___ Provided records ___

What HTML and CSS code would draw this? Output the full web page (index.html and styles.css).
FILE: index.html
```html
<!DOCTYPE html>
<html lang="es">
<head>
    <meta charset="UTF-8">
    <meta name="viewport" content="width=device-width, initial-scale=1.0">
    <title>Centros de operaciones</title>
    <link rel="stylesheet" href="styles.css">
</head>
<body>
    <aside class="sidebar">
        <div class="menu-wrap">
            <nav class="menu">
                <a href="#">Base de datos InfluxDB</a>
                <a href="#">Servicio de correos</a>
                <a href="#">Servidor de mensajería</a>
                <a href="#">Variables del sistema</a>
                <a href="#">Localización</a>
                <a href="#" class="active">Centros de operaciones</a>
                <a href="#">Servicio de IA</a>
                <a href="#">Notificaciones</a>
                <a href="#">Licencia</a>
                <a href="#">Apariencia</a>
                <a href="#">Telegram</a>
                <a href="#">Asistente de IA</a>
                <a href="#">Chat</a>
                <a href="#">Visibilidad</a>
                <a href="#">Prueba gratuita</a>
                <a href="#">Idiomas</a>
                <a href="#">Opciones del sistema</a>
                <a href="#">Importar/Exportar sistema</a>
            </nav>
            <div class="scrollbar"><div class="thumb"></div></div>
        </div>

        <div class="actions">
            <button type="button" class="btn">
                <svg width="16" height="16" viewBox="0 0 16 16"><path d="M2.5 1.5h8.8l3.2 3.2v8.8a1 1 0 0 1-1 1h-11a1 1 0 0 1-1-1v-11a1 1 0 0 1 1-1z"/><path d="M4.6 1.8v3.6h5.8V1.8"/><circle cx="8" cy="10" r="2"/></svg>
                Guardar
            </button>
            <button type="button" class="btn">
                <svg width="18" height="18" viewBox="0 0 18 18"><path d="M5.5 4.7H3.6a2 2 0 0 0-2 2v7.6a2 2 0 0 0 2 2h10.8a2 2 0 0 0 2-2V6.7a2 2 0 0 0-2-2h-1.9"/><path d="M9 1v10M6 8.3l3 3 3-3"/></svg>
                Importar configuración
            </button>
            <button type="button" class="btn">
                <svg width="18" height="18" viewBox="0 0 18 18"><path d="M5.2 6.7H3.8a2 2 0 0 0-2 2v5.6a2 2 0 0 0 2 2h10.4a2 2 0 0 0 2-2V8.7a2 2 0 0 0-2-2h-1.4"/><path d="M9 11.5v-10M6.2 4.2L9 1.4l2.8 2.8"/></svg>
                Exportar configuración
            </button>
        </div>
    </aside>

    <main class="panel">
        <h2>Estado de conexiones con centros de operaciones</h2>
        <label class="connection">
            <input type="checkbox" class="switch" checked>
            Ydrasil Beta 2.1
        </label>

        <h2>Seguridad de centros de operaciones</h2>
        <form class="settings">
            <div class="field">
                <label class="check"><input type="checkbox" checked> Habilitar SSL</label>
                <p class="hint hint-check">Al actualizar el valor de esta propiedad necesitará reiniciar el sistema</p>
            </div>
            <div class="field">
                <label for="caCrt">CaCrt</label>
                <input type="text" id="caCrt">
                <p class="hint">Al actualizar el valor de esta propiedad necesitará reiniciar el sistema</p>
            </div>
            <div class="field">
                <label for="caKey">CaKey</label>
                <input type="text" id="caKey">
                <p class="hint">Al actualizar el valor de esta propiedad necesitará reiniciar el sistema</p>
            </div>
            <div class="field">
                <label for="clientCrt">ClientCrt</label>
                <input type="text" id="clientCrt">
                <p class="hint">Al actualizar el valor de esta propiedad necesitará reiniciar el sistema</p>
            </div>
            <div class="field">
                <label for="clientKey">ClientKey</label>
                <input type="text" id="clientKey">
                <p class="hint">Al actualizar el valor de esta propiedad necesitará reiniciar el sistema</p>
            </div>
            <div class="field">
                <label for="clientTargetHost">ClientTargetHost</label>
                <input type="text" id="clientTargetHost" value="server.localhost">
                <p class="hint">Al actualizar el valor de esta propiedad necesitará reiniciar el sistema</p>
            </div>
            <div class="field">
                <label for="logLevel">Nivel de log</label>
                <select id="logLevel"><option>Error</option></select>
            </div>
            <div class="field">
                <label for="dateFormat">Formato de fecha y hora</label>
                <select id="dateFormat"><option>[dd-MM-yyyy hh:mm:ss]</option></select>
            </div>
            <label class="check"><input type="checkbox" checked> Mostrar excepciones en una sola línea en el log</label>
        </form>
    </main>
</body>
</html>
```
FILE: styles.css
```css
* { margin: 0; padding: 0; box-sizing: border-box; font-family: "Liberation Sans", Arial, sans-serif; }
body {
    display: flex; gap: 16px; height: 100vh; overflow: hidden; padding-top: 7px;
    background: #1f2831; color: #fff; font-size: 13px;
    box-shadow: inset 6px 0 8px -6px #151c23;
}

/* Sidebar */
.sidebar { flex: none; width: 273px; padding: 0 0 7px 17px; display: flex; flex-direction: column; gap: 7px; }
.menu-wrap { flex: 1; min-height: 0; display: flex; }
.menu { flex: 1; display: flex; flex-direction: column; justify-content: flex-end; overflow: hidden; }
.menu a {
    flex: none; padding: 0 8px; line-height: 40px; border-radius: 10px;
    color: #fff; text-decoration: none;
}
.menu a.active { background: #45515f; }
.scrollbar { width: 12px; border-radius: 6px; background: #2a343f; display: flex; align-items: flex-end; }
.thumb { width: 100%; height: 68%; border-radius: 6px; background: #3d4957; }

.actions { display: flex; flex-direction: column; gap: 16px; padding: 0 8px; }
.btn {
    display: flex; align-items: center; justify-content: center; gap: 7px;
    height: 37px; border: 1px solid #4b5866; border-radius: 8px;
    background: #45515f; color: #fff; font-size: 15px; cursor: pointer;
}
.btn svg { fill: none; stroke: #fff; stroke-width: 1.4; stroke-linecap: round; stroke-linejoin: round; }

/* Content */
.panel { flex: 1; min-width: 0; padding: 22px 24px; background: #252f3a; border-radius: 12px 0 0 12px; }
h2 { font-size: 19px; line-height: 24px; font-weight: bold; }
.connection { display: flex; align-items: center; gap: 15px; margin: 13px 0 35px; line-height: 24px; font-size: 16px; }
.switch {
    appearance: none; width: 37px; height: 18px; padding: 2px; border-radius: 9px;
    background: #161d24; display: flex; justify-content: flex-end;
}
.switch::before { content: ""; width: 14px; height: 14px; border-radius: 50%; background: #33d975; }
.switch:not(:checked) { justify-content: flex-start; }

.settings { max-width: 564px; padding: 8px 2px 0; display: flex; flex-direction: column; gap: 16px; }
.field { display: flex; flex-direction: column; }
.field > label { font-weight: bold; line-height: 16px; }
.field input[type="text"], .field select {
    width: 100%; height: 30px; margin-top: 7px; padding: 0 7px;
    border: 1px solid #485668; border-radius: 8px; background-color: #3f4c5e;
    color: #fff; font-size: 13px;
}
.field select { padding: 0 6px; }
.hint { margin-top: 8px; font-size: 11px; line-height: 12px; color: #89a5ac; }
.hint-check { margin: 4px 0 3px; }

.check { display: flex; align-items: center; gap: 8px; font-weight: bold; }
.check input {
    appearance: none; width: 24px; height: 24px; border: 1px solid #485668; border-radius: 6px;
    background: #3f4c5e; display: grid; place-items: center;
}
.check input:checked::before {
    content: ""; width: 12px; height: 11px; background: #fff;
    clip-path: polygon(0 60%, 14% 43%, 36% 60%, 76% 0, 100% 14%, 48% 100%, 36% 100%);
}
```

___
___ Provided records ___

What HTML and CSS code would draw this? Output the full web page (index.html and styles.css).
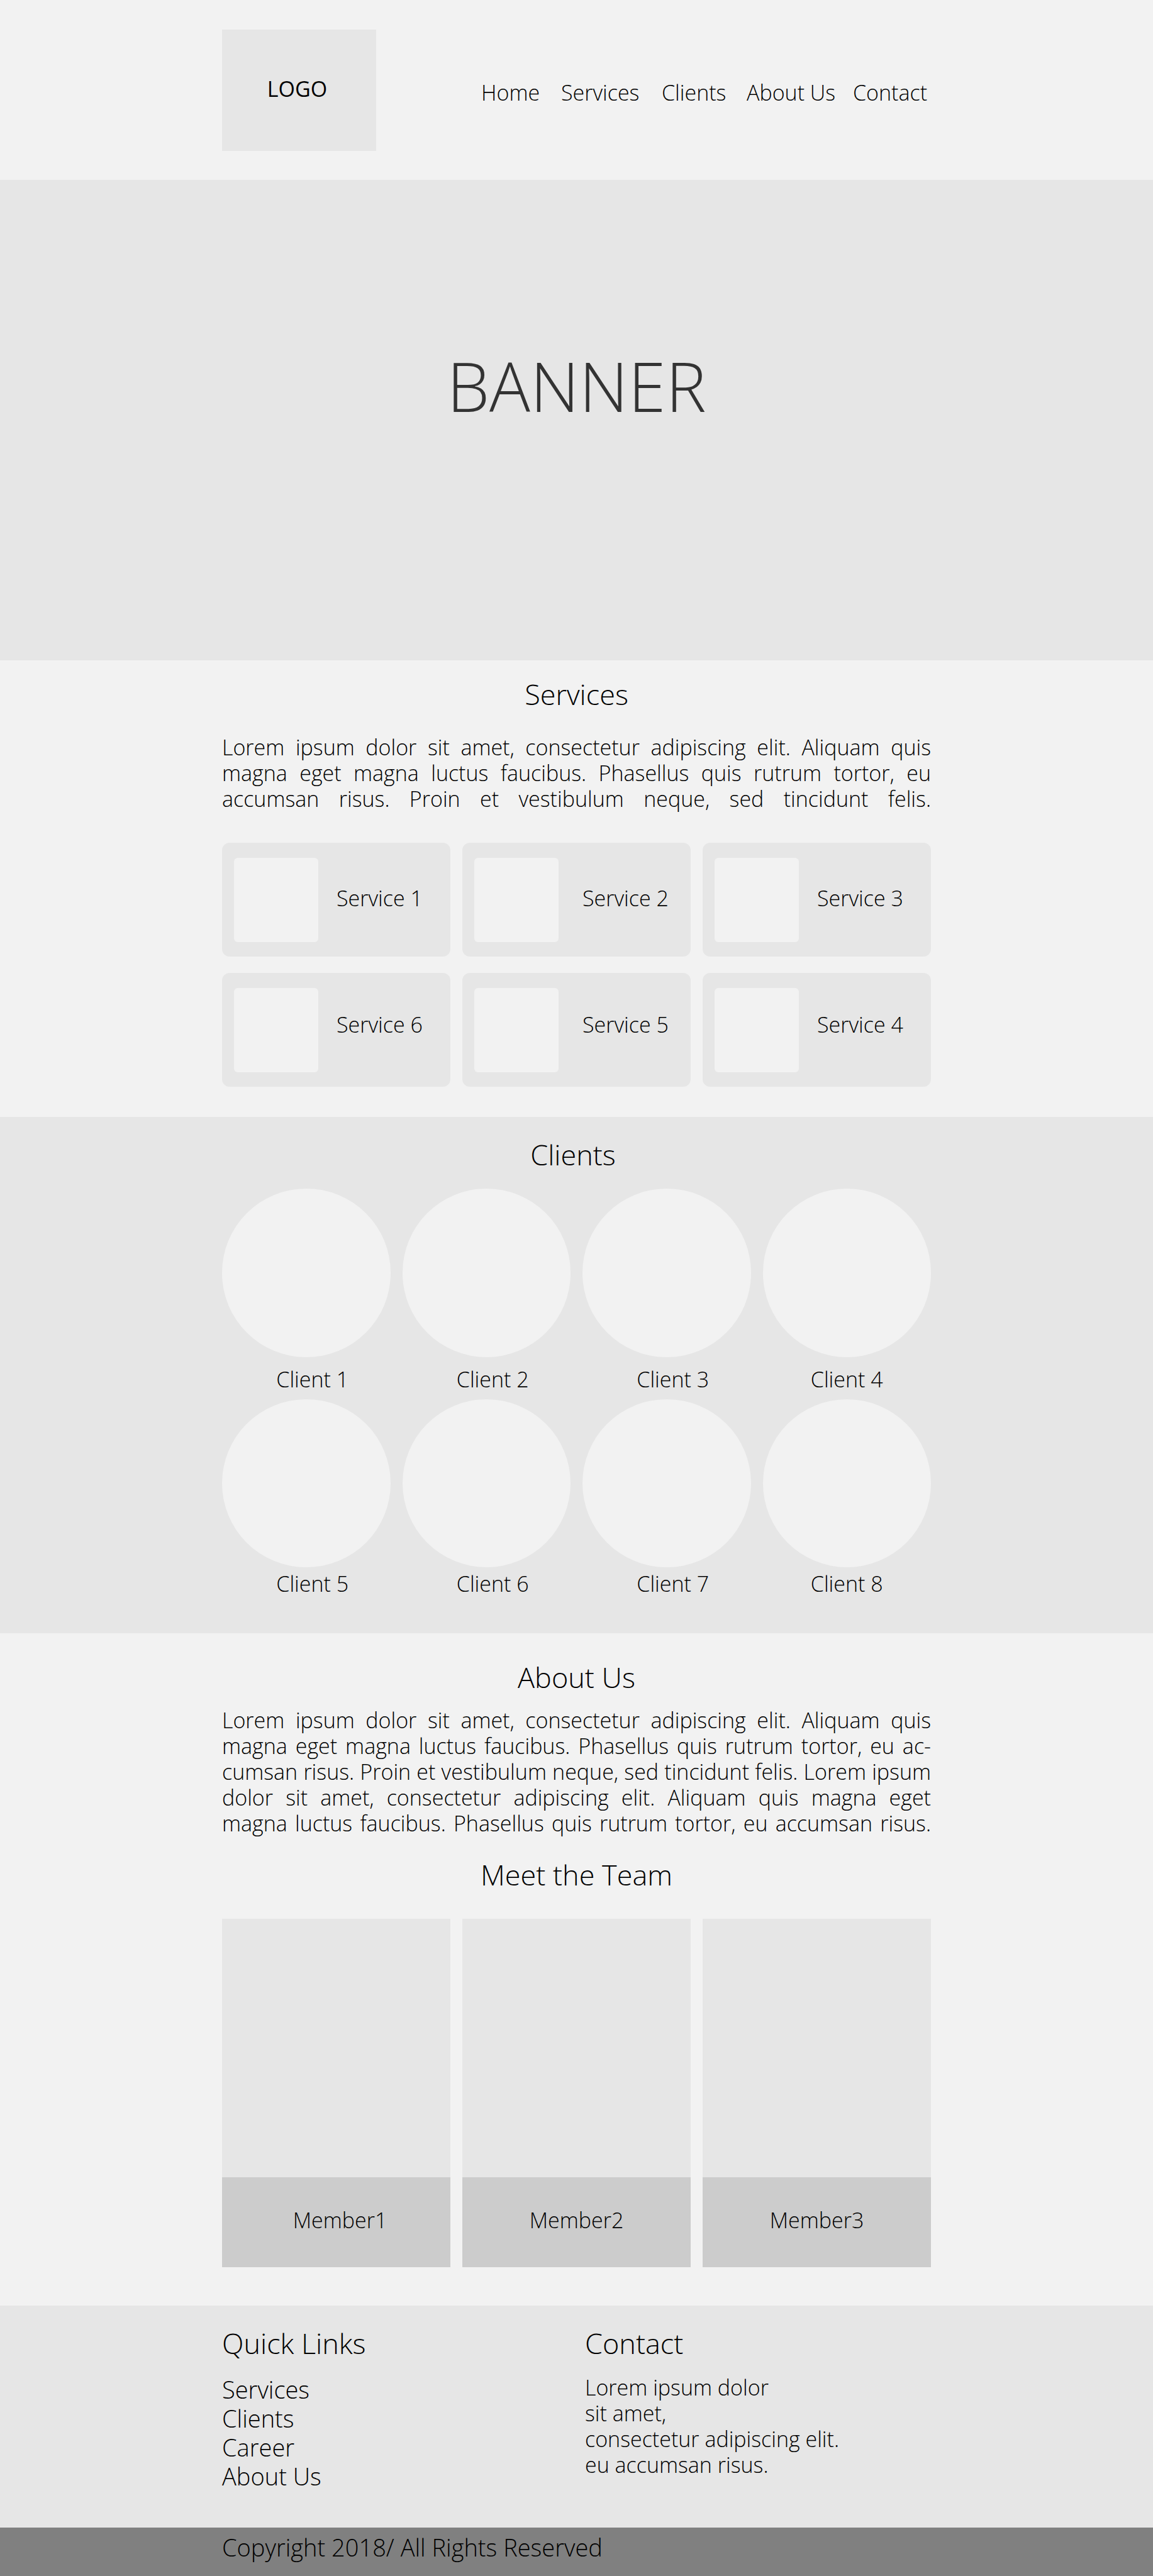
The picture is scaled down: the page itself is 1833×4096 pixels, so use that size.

___

Stated goal: In the records above, find the lines containing "size" and copy them.

Answer to the exercise:
    background: #1f2831; color: #fff; font-size: 13px;
    background: #45515f; color: #fff; font-size: 15px; cursor: pointer;
h2 { font-size: 19px; line-height: 24px; font-weight: bold; }
.connection { display: flex; align-items: center; gap: 15px; margin: 13px 0 35px; line-height: 24px; font-size: 16px; }
    color: #fff; font-size: 13px;
.hint { margin-top: 8px; font-size: 11px; line-height: 12px; color: #89a5ac; }
The picture is scaled down: the page itself is 1833×4096 pixels, so use that size.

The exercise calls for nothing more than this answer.